### Brief
Which lines hold the word "index"? Copy each of them.

### Material provided
•••••
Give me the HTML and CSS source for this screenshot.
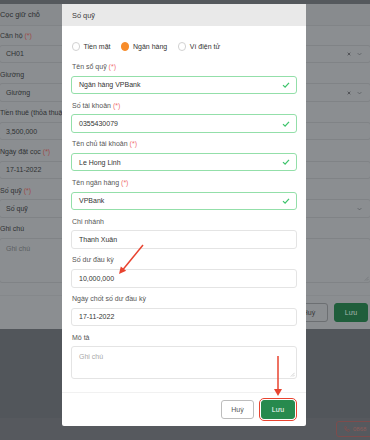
•••••
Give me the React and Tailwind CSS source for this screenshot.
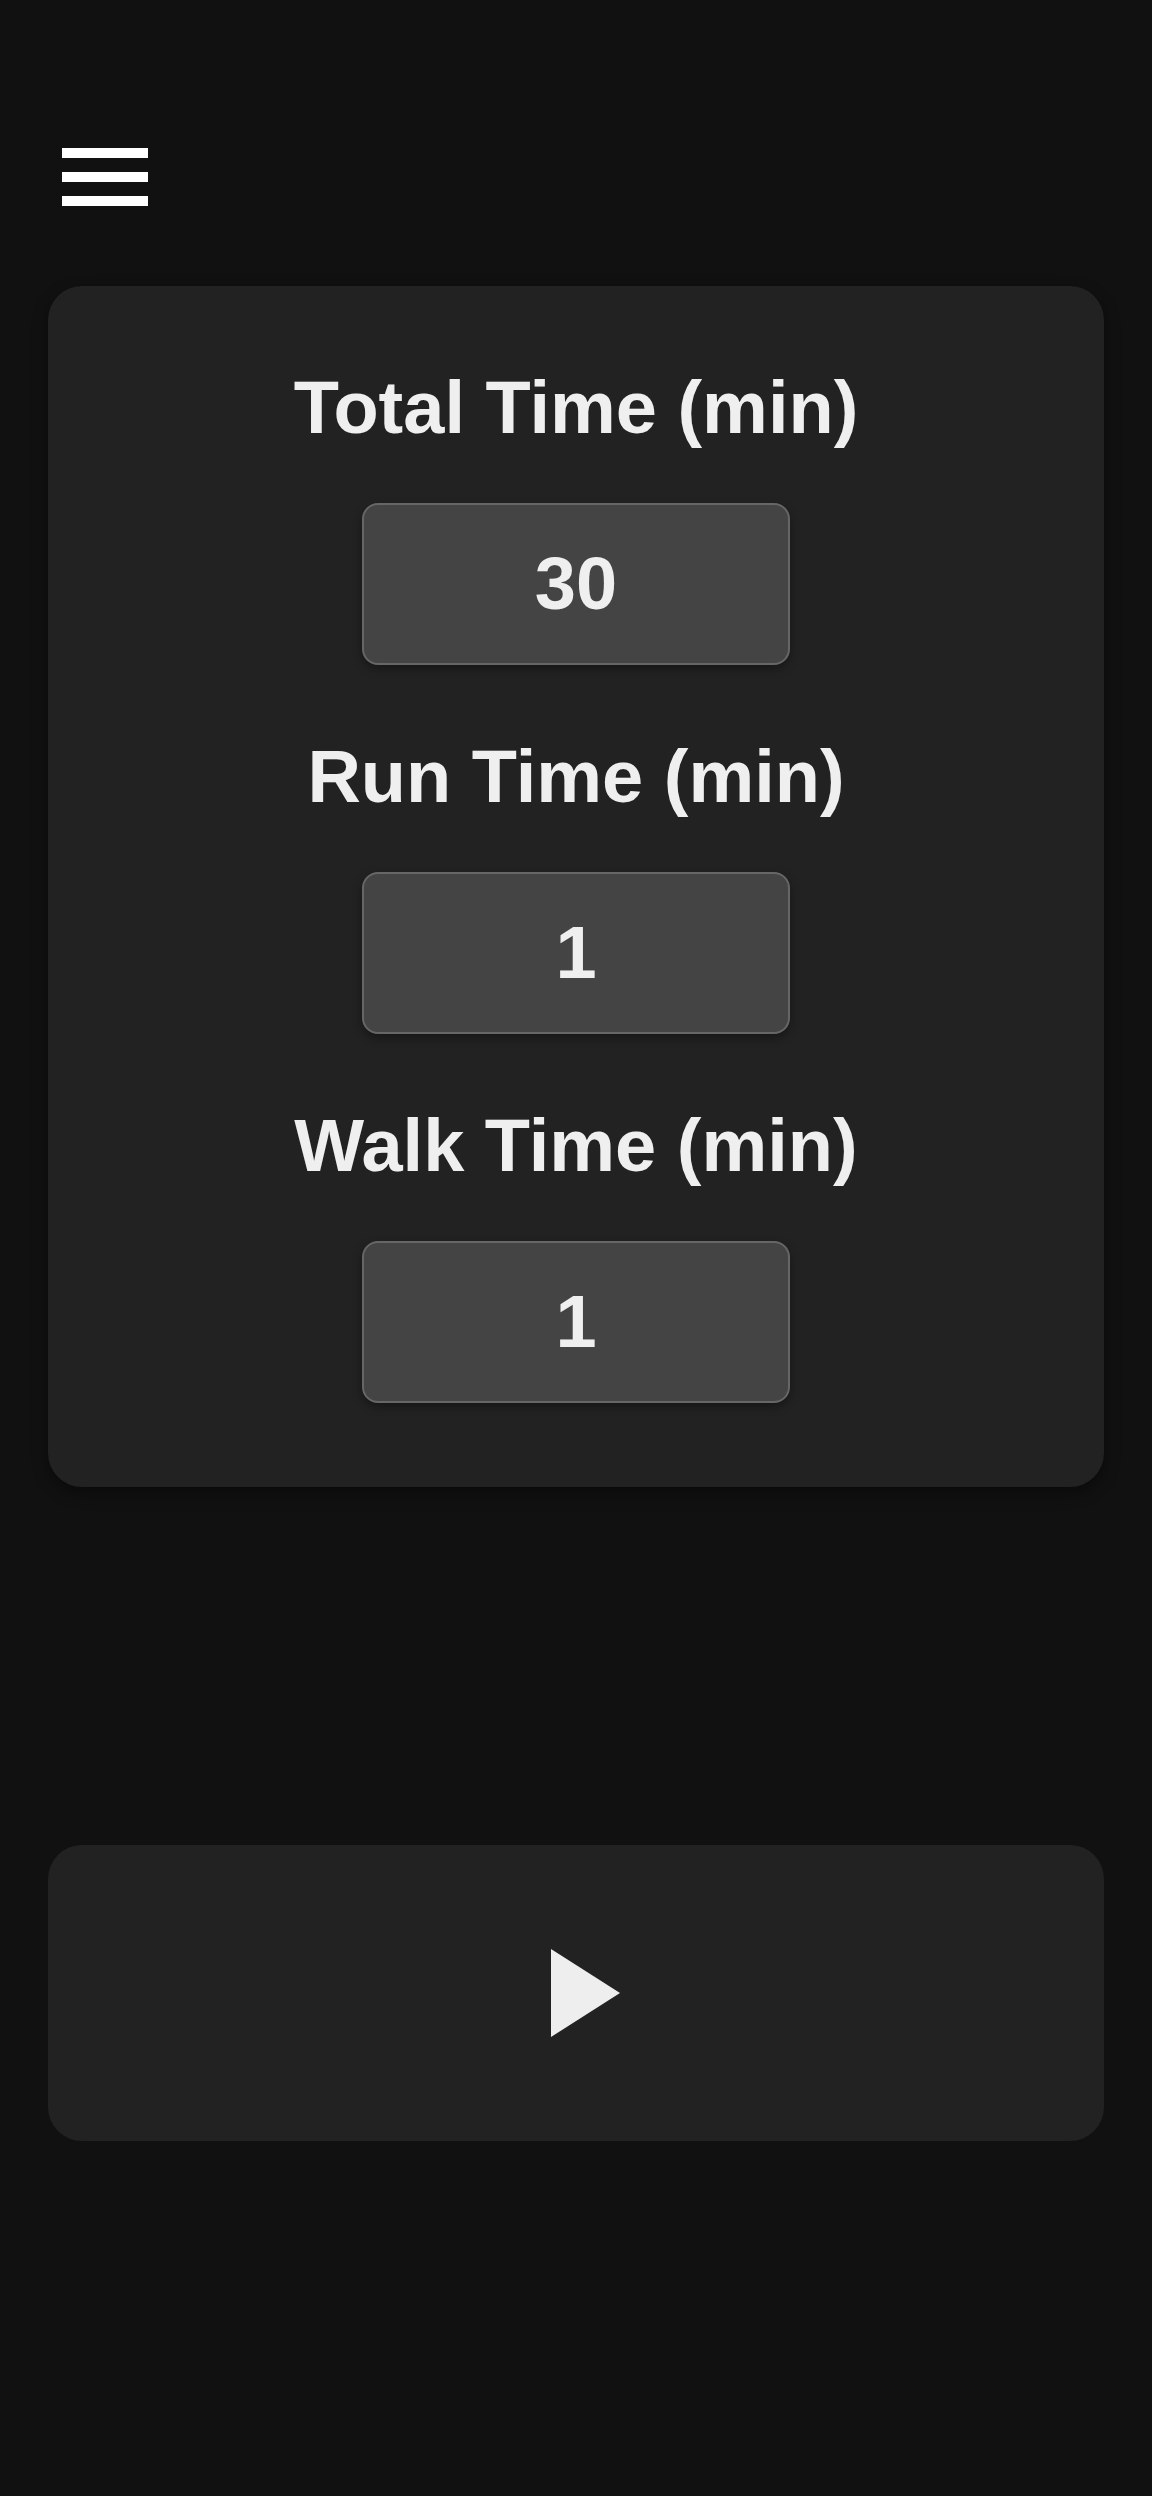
•••••
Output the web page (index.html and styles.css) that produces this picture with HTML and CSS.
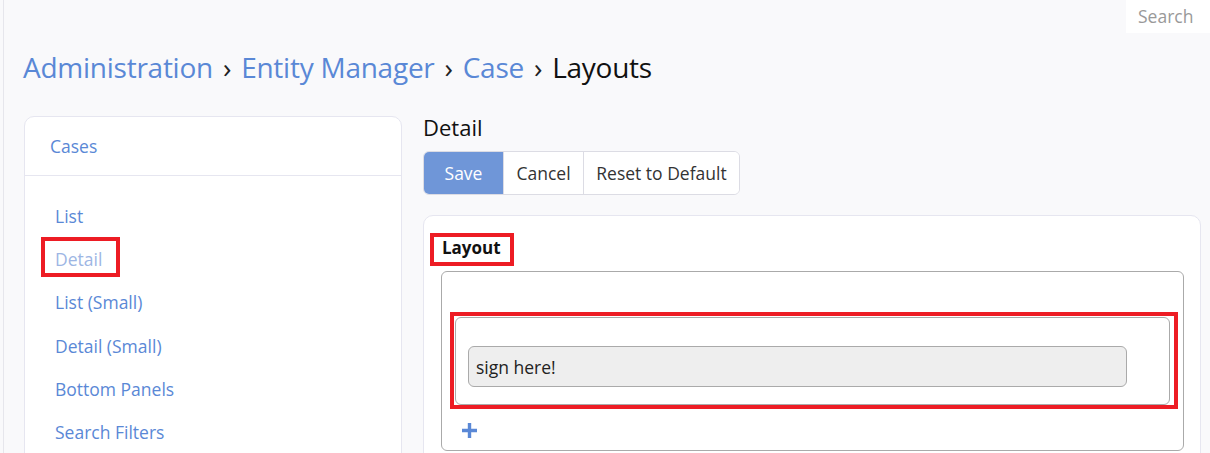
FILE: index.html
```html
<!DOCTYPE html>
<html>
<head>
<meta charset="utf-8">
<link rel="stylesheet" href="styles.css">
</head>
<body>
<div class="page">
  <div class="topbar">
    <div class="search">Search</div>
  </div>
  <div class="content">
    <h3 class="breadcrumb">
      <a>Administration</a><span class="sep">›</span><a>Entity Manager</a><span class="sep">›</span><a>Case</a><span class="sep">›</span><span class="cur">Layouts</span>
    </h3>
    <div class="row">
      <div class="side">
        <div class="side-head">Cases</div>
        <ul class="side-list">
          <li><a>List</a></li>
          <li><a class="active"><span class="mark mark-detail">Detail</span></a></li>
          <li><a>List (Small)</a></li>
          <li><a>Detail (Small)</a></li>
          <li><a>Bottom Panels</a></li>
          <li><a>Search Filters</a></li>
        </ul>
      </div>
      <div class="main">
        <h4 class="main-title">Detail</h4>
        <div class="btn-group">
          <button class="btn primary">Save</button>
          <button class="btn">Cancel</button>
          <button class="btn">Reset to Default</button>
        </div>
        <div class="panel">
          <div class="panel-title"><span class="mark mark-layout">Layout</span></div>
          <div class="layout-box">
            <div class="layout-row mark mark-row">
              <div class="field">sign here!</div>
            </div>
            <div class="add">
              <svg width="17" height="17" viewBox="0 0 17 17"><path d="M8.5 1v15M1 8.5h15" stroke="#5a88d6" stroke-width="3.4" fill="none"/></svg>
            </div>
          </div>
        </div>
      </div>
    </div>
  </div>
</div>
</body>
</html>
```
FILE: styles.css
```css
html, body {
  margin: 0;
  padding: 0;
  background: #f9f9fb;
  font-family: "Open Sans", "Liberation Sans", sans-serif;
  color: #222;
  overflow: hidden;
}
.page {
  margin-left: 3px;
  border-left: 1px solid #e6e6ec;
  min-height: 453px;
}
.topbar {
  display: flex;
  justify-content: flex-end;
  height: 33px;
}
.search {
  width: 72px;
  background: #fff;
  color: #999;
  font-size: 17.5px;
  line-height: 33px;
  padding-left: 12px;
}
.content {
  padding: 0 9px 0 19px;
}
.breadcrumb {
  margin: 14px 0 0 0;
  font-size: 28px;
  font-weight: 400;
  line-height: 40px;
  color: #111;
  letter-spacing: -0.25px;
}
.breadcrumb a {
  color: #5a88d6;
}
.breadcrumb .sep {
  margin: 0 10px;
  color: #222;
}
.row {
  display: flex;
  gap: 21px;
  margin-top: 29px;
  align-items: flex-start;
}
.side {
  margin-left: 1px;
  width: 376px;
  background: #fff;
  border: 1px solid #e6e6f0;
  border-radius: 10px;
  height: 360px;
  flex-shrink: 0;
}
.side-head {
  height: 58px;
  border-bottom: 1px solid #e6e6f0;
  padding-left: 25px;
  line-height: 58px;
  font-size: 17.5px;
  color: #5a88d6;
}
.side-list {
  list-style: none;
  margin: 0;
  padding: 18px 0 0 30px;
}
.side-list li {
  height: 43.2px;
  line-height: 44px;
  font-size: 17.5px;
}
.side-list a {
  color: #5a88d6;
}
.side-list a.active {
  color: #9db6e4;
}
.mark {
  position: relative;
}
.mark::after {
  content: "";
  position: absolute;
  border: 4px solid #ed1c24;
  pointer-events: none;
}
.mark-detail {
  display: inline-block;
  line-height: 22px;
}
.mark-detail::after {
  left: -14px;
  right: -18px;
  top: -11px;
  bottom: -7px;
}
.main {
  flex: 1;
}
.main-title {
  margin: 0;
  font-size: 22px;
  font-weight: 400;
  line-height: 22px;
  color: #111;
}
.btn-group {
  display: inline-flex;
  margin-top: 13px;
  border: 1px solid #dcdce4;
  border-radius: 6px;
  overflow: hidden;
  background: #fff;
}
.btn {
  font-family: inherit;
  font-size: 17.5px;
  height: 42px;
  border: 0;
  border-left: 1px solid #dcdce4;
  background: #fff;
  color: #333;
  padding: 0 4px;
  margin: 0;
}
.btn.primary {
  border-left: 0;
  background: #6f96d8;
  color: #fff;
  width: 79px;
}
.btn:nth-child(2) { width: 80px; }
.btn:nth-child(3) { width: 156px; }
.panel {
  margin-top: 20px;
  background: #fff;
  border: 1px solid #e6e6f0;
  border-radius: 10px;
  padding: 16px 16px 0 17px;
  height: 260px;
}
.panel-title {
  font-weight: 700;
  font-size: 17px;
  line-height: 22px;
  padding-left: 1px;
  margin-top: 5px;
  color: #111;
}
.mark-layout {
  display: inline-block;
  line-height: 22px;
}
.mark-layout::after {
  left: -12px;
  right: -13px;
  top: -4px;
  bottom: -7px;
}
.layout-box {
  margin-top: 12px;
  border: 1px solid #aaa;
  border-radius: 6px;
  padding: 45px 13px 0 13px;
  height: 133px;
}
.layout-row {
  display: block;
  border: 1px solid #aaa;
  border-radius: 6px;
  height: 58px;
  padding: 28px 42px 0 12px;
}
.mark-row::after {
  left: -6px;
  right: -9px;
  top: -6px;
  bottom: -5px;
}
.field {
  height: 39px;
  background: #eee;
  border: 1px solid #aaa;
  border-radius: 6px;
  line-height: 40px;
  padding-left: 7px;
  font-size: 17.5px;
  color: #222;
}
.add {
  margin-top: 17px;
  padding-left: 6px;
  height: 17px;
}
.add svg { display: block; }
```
•••••
### Reply
Output the web page (index.html and styles.css) that produces this picture with HTML and CSS.
FILE: index.html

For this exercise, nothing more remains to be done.